Und hier kann ich meine subjektive Wahrnehmung mit dem untermauern, was ich – und das nicht nur einmal – im Sozialamt und einigen anderen Institutionen sowie von deutschen Durchschnittsbürgerinnen und -bürgern gehört habe.
Im Allgemeinen klingt es so: „Ihr, die Ukrainer, wollt, dass die Dinge schnell erledigt werden.“
Oh ja, das tun wir. Bei euch Deutschen aber ist das Gegenteil der Fall. Und ich bin mir ziemlich sicher, dass das praktisch alles bestimmt. Und überall.
Schauen wir uns die Bürokratie in der Ukraine an, die zwar auch furchtbar ist, aber zumindest größtenteils online abläuft und mit Sicherheit nicht so viel Zeit für jeden einzelnen Schritt erfordert wie in Deutschland.

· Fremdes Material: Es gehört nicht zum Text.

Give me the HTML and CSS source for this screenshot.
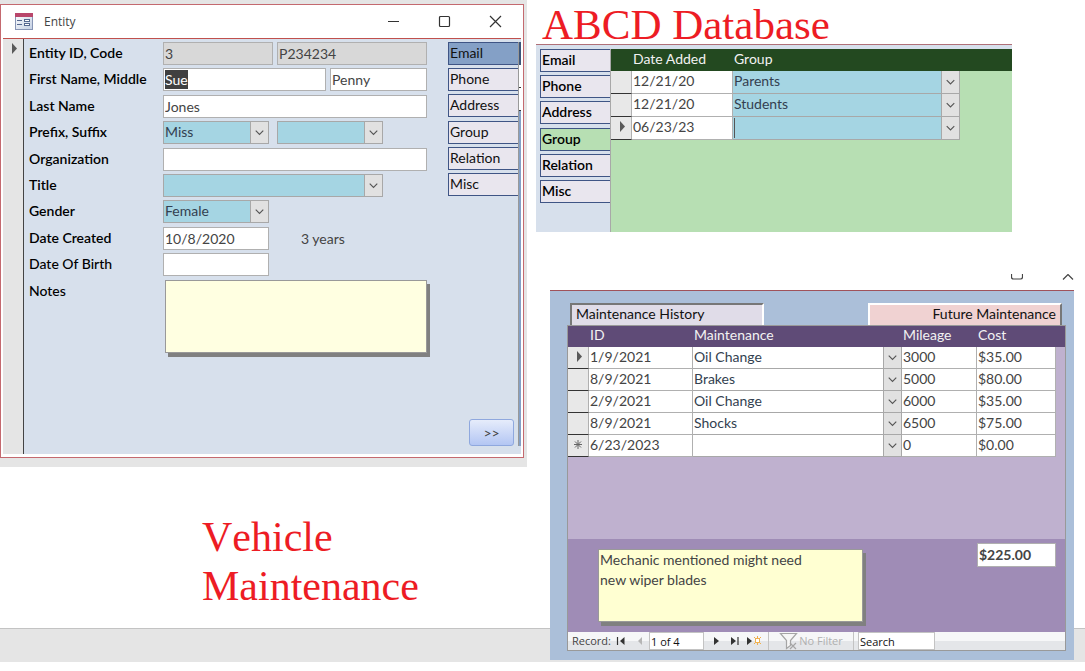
FILE: index.html
```
<!DOCTYPE html>
<html lang="en">
<head>
  <meta charset="UTF-8">
  <meta name="viewport" content="width=device-width, initial-scale=1.0">
  <title>ABCD Database</title>
  <link rel="stylesheet" href="styles.css">
</head>
<body>
  <svg width="0" height="0" class="defs" aria-hidden="true">
    <symbol id="chevron" viewBox="0 0 18 22"><path d="M5 9l4 4 4-4" fill="none" stroke="#555" stroke-width="1.2"/></symbol>
    <symbol id="current" viewBox="0 0 20 21"><path d="M9 4l5 5.500-5 5.500z" fill="#5a5a5a"/></symbol>
  </svg>

  <div class="page">
    <div class="strip"></div>

    <div class="left">
      <div class="workspace">
        <div class="window">
          <div class="titlebar">
            <svg width="18" height="17" viewBox="0 0 18 17" aria-hidden="true">
              <defs>
                <linearGradient id="sheet" x1="0" y1="0" x2="1" y2="1"><stop offset="0" stop-color="#fff"/><stop offset="1" stop-color="#c3cfe3"/></linearGradient>
              </defs>
              <rect x="0.500" y="0.500" width="17" height="16" fill="url(#sheet)" stroke="#8795b5"/>
              <rect x="0" y="0" width="18" height="4" fill="#b9466b"/>
              <path d="M2 7.500h5M2 11.500h5" stroke="#55688f"/>
              <rect x="9.500" y="6.500" width="5" height="2" fill="#fff" stroke="#55688f"/>
              <rect x="9.500" y="10.500" width="5" height="2" fill="#fff" stroke="#55688f"/>
            </svg>
            <span class="title">Entity</span>
            <button class="win-btn" aria-label="Minimize"><svg width="13" height="13"><path d="M1 6.500h11" stroke="#333"/></svg></button>
            <button class="win-btn" aria-label="Maximize"><svg width="13" height="13"><rect x="1.500" y="1.500" width="10" height="10" rx="1" fill="none" stroke="#333" stroke-width="1.200"/></svg></button>
            <button class="win-btn" aria-label="Close"><svg width="13" height="13"><path d="M1 1l11 11M12 1L1 12" stroke="#333" stroke-width="1.200"/></svg></button>
          </div>

          <div class="form-body">
            <div class="selector"><svg width="20" height="21"><use href="#current"/></svg></div>
            <form class="entity">
              <div class="fields">
                <div class="rows">
                  <div class="row">
                    <label for="entityId">Entity ID, Code</label>
                    <input class="box locked w-id" id="entityId" value="3" readonly>
                    <input class="box locked grow" value="P234234" aria-label="Code" readonly>
                  </div>
                  <div class="row">
                    <label for="firstName">First Name, Middle</label>
                    <div class="box w-first" id="firstName" role="textbox" contenteditable="true"><mark>Sue</mark></div>
                    <input class="box grow" value="Penny" aria-label="Middle">
                  </div>
                  <div class="row">
                    <label for="lastName">Last Name</label>
                    <input class="box grow" id="lastName" value="Jones">
                  </div>
                  <div class="row">
                    <label for="prefix">Prefix, Suffix</label>
                    <span class="combo w-short"><select id="prefix"><option>Miss</option></select><svg><use href="#chevron"/></svg></span>
                    <span class="combo w-short suffix"><select aria-label="Suffix"><option></option></select><svg><use href="#chevron"/></svg></span>
                  </div>
                  <div class="row">
                    <label for="org">Organization</label>
                    <input class="box grow" id="org">
                  </div>
                  <div class="row">
                    <label for="jobTitle">Title</label>
                    <span class="combo w-title"><select id="jobTitle"><option></option></select><svg><use href="#chevron"/></svg></span>
                  </div>
                  <div class="row">
                    <label for="gender">Gender</label>
                    <span class="combo w-short"><select id="gender"><option>Female</option></select><svg><use href="#chevron"/></svg></span>
                  </div>
                  <div class="row">
                    <label for="created">Date Created</label>
                    <input class="box w-short" id="created" value="10/8/2020">
                    <span class="age">3 years</span>
                  </div>
                  <div class="row">
                    <label for="birth" class="light">Date Of Birth</label>
                    <input class="box w-short" id="birth">
                  </div>
                </div>
                <div class="row notes-row">
                  <label for="notes" class="light">Notes</label>
                  <textarea class="note" id="notes"></textarea>
                </div>
              </div>

              <div class="side">
                <div class="tabs">
                  <button type="button" class="tab active">Email</button>
                  <button type="button" class="tab">Phone</button>
                  <button type="button" class="tab">Address</button>
                  <button type="button" class="tab">Group</button>
                  <button type="button" class="tab">Relation</button>
                  <button type="button" class="tab">Misc</button>
                </div>
                <button type="button" class="more">&gt;&gt;</button>
              </div>
              <div class="peek"><i class="peek-head"></i><i class="peek-rows"></i></div>
            </form>
          </div>
        </div>
      </div>

      <h2>Vehicle<br>Maintenance</h2>
    </div>

    <div class="right">
      <h1>ABCD Database</h1>

      <section class="groups">
        <div class="tabs bold">
          <button class="tab">Email</button>
          <button class="tab">Phone</button>
          <button class="tab">Address</button>
          <button class="tab current">Group</button>
          <button class="tab">Relation</button>
          <button class="tab">Misc</button>
        </div>
        <div class="group-sheet">
          <div class="green-head">
            <table class="sheet group-table">
              <colgroup><col class="c-sel"><col class="c-date"><col></colgroup>
              <thead>
                <tr><th></th><th>Date Added</th><th>Group</th></tr>
              </thead>
              <tbody>
                <tr><td class="sel"></td><td>12/21/20</td><td class="pick"><span class="combo"><select aria-label="Group"><option>Parents</option></select><svg><use href="#chevron"/></svg></span></td></tr>
                <tr><td class="sel"></td><td>12/21/20</td><td class="pick"><span class="combo"><select aria-label="Group"><option>Students</option></select><svg><use href="#chevron"/></svg></span></td></tr>
                <tr><td class="sel"><svg width="20" height="21"><use href="#current"/></svg></td><td>06/23/23</td><td class="pick"><span class="combo caret"><select aria-label="Group"><option></option></select><svg><use href="#chevron"/></svg></span></td></tr>
              </tbody>
            </table>
          </div>
        </div>
      </section>

      <section class="vehicle">
        <div class="cut-bar">
          <svg width="12" height="6" aria-hidden="true"><path d="M0.500 0v3q0 2 2 2h7q2 0 2-2V0" fill="none" stroke="#444" stroke-width="1.200"/></svg>
          <svg width="12" height="6" aria-hidden="true"><path d="M1 5.500L6 0.500l5 5" fill="none" stroke="#444" stroke-width="1.200"/></svg>
        </div>
        <div class="vehicle-body">
          <div class="big-tabs">
            <button class="big-tab history">Maintenance History</button>
            <button class="big-tab future">Future Maintenance</button>
          </div>
          <div class="subform">
            <div class="purple-head">
              <table class="sheet service-table">
                <colgroup><col class="c-sel"><col class="c-id"><col><col class="c-miles"><col class="c-cost"></colgroup>
                <thead>
                  <tr><th></th><th>ID</th><th>Maintenance</th><th>Mileage</th><th>Cost</th></tr>
                </thead>
                <tbody>
                  <tr><td class="sel"><svg width="20" height="21"><use href="#current"/></svg></td><td>1/9/2021</td><td class="pick"><span class="combo plain"><select aria-label="Maintenance"><option>Oil Change</option></select><svg><use href="#chevron"/></svg></span></td><td>3000</td><td>$35.00</td></tr>
                  <tr><td class="sel"></td><td>8/9/2021</td><td class="pick"><span class="combo plain"><select aria-label="Maintenance"><option>Brakes</option></select><svg><use href="#chevron"/></svg></span></td><td>5000</td><td>$80.00</td></tr>
                  <tr><td class="sel"></td><td>2/9/2021</td><td class="pick"><span class="combo plain"><select aria-label="Maintenance"><option>Oil Change</option></select><svg><use href="#chevron"/></svg></span></td><td>6000</td><td>$35.00</td></tr>
                  <tr><td class="sel"></td><td>8/9/2021</td><td class="pick"><span class="combo plain"><select aria-label="Maintenance"><option>Shocks</option></select><svg><use href="#chevron"/></svg></span></td><td>6500</td><td>$75.00</td></tr>
                  <tr><td class="sel"><svg width="20" height="21"><path d="M10 5v9M6 9.500h8M7 6.500l6 6M13 6.500l-6 6" stroke="#666"/></svg></td><td>6/23/2023</td><td class="pick"><span class="combo plain"><select aria-label="Maintenance"><option></option></select><svg><use href="#chevron"/></svg></span></td><td>0</td><td>$0.00</td></tr>
                </tbody>
              </table>
            </div>
            <div class="sub-footer">
              <textarea class="note remark" aria-label="Remarks">Mechanic mentioned might need
new wiper blades</textarea>
              <input class="box total" value="$225.00" aria-label="Total cost">
            </div>
            <div class="navbar">
              <label for="record">Record:</label>
              <button aria-label="First record"><svg width="10" height="10"><path d="M1.500 1v8" stroke="#333" stroke-width="1.200"/><path d="M8.500 1v8L4 5z" fill="#333"/></svg></button>
              <button aria-label="Previous record"><svg width="10" height="10"><path d="M7 1v8L3 5z" fill="#b5b5b5"/></svg></button>
              <input id="record" class="nav-record" value="1 of 4">
              <button aria-label="Next record"><svg width="10" height="10"><path d="M3 1v8l5-4z" fill="#333"/></svg></button>
              <button aria-label="Last record"><svg width="10" height="10"><path d="M1 1v8l5-4z" fill="#333"/><path d="M8 1v8" stroke="#333" stroke-width="1.200"/></svg></button>
              <button aria-label="New record"><svg width="16" height="10"><path d="M1 1v8l5-4z" fill="#333"/><rect x="9.500" y="2.500" width="4" height="4" fill="#fff" stroke="#f0b04c"/><path d="M8 1l1 1M15 1l-1 1M8 8l1-1M15 8l-1-1M11.500 0v2M11.500 7v2" stroke="#f0b04c"/></svg></button>
              <button class="filter" disabled>
                <svg width="20" height="18"><path d="M1.500 1.500h16l-6 7v5l-4 3v-8z" fill="#f6f6f6" stroke="#a5a5a5" stroke-width="1.200"/><path d="M11 11l6 6M17 11l-6 6" stroke="#a5a5a5" stroke-width="1.200"/></svg>
                No Filter
              </button>
              <input class="nav-search" value="Search" aria-label="Search">
            </div>
          </div>
        </div>
      </section>
    </div>
  </div>
</body>
</html>
```
FILE: styles.css
```
* {
  box-sizing: border-box;
}
body {
  margin: 0;
  background: #fff;
  font: 14px/18px Lato, "Open Sans", sans-serif;
  color: #444;
}
.defs {
  position: absolute;
}
button, input, select, textarea {
  font: inherit;
  color: inherit;
  margin: 0;
  padding: 0;
  border-radius: 0;
  min-width: 0;
}
h1, h2 {
  margin: 0;
  font-family: "Liberation Serif", serif;
  font-weight: normal;
  color: #ed1c24;
}
h1 {
  padding: 6px 0 0 6px;
  font-size: 43px;
  line-height: 38px;
}
h2 {
  padding: 46px 0 0 202px;
  font-size: 42px;
  line-height: 49px;
  font-kerning: none;
}

.page {
  display: grid;
  grid-template-columns: minmax(0, 527fr) minmax(0, 558fr);
  margin-bottom: 9px;
}
.strip {
  grid-area: 1 / 1 / 2 / 3;
  align-self: end;
  height: 34px;
  background: #e5e5e5;
  border-top: 1px solid #c3c3c3;
}
.left {
  grid-area: 1 / 1;
}
.right {
  grid-area: 1 / 2;
  padding: 0 0 2px 9px;
}

/* entity window */
.workspace {
  background: #e5e5e5;
  padding: 4px 3px 9px 0;
}
.window {
  background: #fff;
  border: 1px solid #c4696f;
  padding: 0 2px 3px;
}
.titlebar {
  display: flex;
  align-items: center;
  height: 34px;
  padding-left: 12px;
  border-bottom: 1px solid #c0504d;
}
.title {
  flex: 1;
  margin-left: 11px;
  font-family: "Open Sans", sans-serif;
  font-size: 12px;
}
.win-btn {
  width: 51px;
  height: 30px;
  border: 0;
  background: none;
  display: flex;
  align-items: center;
  justify-content: center;
}
.form-body {
  display: flex;
  min-height: 415px;
}
.selector {
  flex: none;
  width: 21px;
  background: #e5e5e5;
  border-right: 1px solid #444;
}
.entity {
  flex: 1;
  min-width: 0;
  display: flex;
  background: #d7e0ec;
  padding: 3px 0 8px 5px;
}
.fields {
  flex: 1;
  min-width: 0;
}
.rows {
  display: flex;
  flex-direction: column;
  justify-content: space-between;
  min-height: 234px;
}
.row {
  display: flex;
  gap: 4px;
}
.row label {
  flex: none;
  width: 130px;
  line-height: 21px;
  font-weight: 600;
  color: #000;
}
.row label.light {
  font-weight: 500;
}
.notes-row {
  margin-top: 4px;
}
.box {
  height: 23px;
  border: 1px solid #b0b0b0;
  background: #fff;
  padding: 0 1px;
  line-height: 21px;
}
.box mark {
  display: inline-block;
  line-height: 19px;
  background: #404040;
  color: #fff;
}
.locked {
  background: #d8d8d8;
}
.grow {
  flex: 1;
}
.w-id {
  width: 110px;
}
.w-first {
  width: 163px;
}
.w-short {
  width: 106px;
}
.w-title {
  width: 220px;
}
.suffix {
  margin-left: 4px;
}
.age {
  margin-left: 28px;
  line-height: 23px;
}

.combo {
  display: grid;
  grid-template: 100% / 1fr 18px;
  height: 23px;
  border: 1px solid #a8a8a8;
  background: #a5d5e3;
  color: #333f50;
}
.combo select {
  grid-area: 1 / 1 / 2 / 3;
  appearance: none;
  border: 0;
  background: none;
  padding: 0 0 2px 1px;
}
.combo svg {
  grid-area: 1 / 2;
  width: 18px;
  height: 100%;
  background: #e1e1e1;
  border-left: 1px solid #a8a8a8;
  pointer-events: none;
}
.combo.plain {
  background: #fff;
}
.caret select {
  border-left: 1px solid #555;
  margin: 1px 0 1px 1px;
}

.note {
  display: block;
  width: 262px;
  height: 73px;
  margin-left: 2px;
  padding: 0 1px;
  border: 1px solid #999;
  background: #ffffe1;
  box-shadow: 3px 4px 0 #808080;
  resize: none;
  line-height: 20px;
  overflow: hidden;
}

.side {
  flex: none;
  width: 70px;
  margin-left: 21px;
  display: flex;
  flex-direction: column;
  justify-content: space-between;
}
.tabs {
  display: flex;
  flex-direction: column;
  justify-content: space-between;
  min-height: 154px;
}
.tab {
  height: 23px;
  border: 1px solid #3f5585;
  border-right: 0;
  background: #e9e6ee;
  color: #111;
  text-align: left;
  padding: 0 0 1px 1px;
  line-height: 20px;
}
.tab.active {
  background: #84a0c6;
}
.tab.current {
  background: #b7dfb3;
}
.more {
  align-self: end;
  width: 45px;
  height: 27px;
  margin-right: 4px;
  border: 1px solid #8fa8de;
  border-radius: 3px;
  background: linear-gradient(#e6ecfb, #b3c6f3);
}
.peek {
  flex: none;
  width: 3px;
  background: #84a0c6;
  border-left: 1px solid #999;
}
.peek i {
  display: block;
}
.peek-head {
  height: 23px;
  background: #3d5579;
}
.peek-rows {
  height: 46px;
  background: linear-gradient(#fff 22px, #333 22px, #333 23px, #fff 23px, #fff 45px, #333 45px);
}

/* datasheets */
.sheet {
  width: 100%;
  table-layout: fixed;
  border-collapse: separate;
  border-spacing: 0;
}
.sheet th {
  height: 21px;
  padding: 0 1px;
  color: #f2f2f2;
  font-weight: normal;
  text-align: left;
  line-height: 18px;
  vertical-align: top;
}
.sheet td {
  height: 22px;
  padding: 0 0 0 1px;
  border-right: 1px solid #b0b0b0;
  border-bottom: 1px solid #b0b0b0;
  background: #fff;
  line-height: 20px;
  vertical-align: top;
}
.sheet td.sel {
  padding: 0;
  background: #e8e8e8;
  border-bottom-color: #333;
}
.sheet svg {
  display: block;
}
.sheet td.pick {
  padding: 0;
  border: 0;
}
.sheet .combo {
  height: 22px;
  border-width: 0 1px 1px 0;
}
.c-sel {
  width: 21px;
}
.c-date {
  width: 101px;
}
.c-id {
  width: 104px;
}
.c-miles {
  width: 75px;
}
.c-cost {
  width: 79px;
}

.groups {
  display: flex;
  margin-right: 73px;
  min-height: 188px;
  background: #d7e0ec;
  border-top: 1px solid #b07078;
  padding-left: 4px;
}
.groups .tabs {
  width: 70px;
  align-self: start;
  margin-top: 4px;
}
.bold .tab {
  font-weight: 600;
  color: #000;
}
.group-sheet {
  flex: 1;
  margin-top: 4px;
  background: #b7dfb3;
  border-left: 1px solid #a8a8a8;
}
.green-head {
  background: linear-gradient(#234920 22px, #b7dfb3 22px);
  padding-right: 52px;
}
.group-table th {
  height: 22px;
  line-height: 20px;
}
.group-table td, .group-table .combo {
  height: 23px;
}

.vehicle {
  margin: 40px 11px 0 14px;
}
.cut-bar {
  display: flex;
  justify-content: flex-end;
  gap: 39px;
  height: 18px;
  padding: 2px 0 0;
}
.vehicle-body {
  background: #abbfd9;
  border-top: 1px solid #a0525a;
  padding: 12px 8px 9px 17px;
}
.big-tabs {
  display: flex;
  justify-content: space-between;
  padding: 0 4px 0 3px;
}
.big-tab {
  width: 194px;
  height: 22px;
  border: 2px solid #fff;
  border-bottom: 0;
  color: #111;
  line-height: 18px;
  padding-bottom: 2px;
}
.history {
  background: #e0dce8;
  border-color: #777 #fff #777 #777;
  padding-left: 4px;
  text-align: left;
}
.future {
  background: #f0d2d2;
  border-right-color: #777;
  padding-right: 4px;
  text-align: right;
}
.subform {
  border: 1px solid #999;
  background: #bfb1cf;
}
.purple-head {
  min-height: 213px;
  padding-right: 9px;
  background: linear-gradient(#5f4b77 21px, #bfb1cf 21px);
}
.sub-footer {
  display: flex;
  justify-content: space-between;
  align-items: start;
  height: 93px;
  padding: 4px 9px 0 28px;
  background: #9f8cb6;
}
.remark {
  margin: 6px 0 0 2px;
  width: 265px;
  background: #ffffd2;
}
.total {
  width: 79px;
  height: 24px;
  padding-bottom: 2px;
  font-weight: 700;
}
.navbar {
  display: flex;
  align-items: center;
  height: 18px;
  padding-left: 4px;
  font-family: "Open Sans", sans-serif;
  font-size: 11px;
  line-height: 16px;
  background: linear-gradient(#f6f7f8 50%, #e4e6e9 50%);
}
.navbar button {
  width: 19px;
  height: 18px;
  border: 0;
  background: none;
  display: flex;
  align-items: center;
  justify-content: center;
}
.navbar input {
  height: 18px;
  border: 1px solid #c3c3c3;
  background: #fff;
  color: #111;
  padding: 0 1px;
}
.navbar label {
  width: 39px;
}
.nav-record {
  width: 55px;
  margin-right: 2px;
}
.navbar .filter {
  width: 86px;
  margin: 0 4px 0 5px;
  border: solid #c3c3c3;
  border-width: 0 1px;
  color: #b0b0b0;
}
.nav-search {
  width: 77px;
}
```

Ukrainerin: „Die Deutschen warten, bis endlich der erste Weg klappt“
Oder die Arbeitsweise der Deutschen Bahn: Ich kann mir kaum vorstellen, wie dieser sogenannte Fahrplan in irgendeinem anderen Land funktionieren kann.
Oder wenn wir überhaupt daran denken, hier in Deutschland einen Termin zu vereinbaren – egal wo – man bekommt ihn so gut wie immer (mindestens) zwei Wochen später. Die Liste ist endlos: Arbeitsabläufe, Online-Bestellungen, Bankgeschäfte, Wohnungsmiete ...
„Kein Grund zur Eile“ – das hören wir als ukrainische Geflüchtete derzeit oft. Nun, wir haben festgestellt, dass dieser Ansatz auch hier zu einem Mangel an Flexibilität zu führen scheint. Weil man sie einfach nicht braucht.
Wenn es nicht so funktioniert wie geplant, finden wir in der Ukraine in ziemlich kurzer Zeit eine andere Möglichkeit, das zu bekommen, was wir wollen oder brauchen. Während die Deutschen offenbar warten, bis endlich der erste Weg klappt.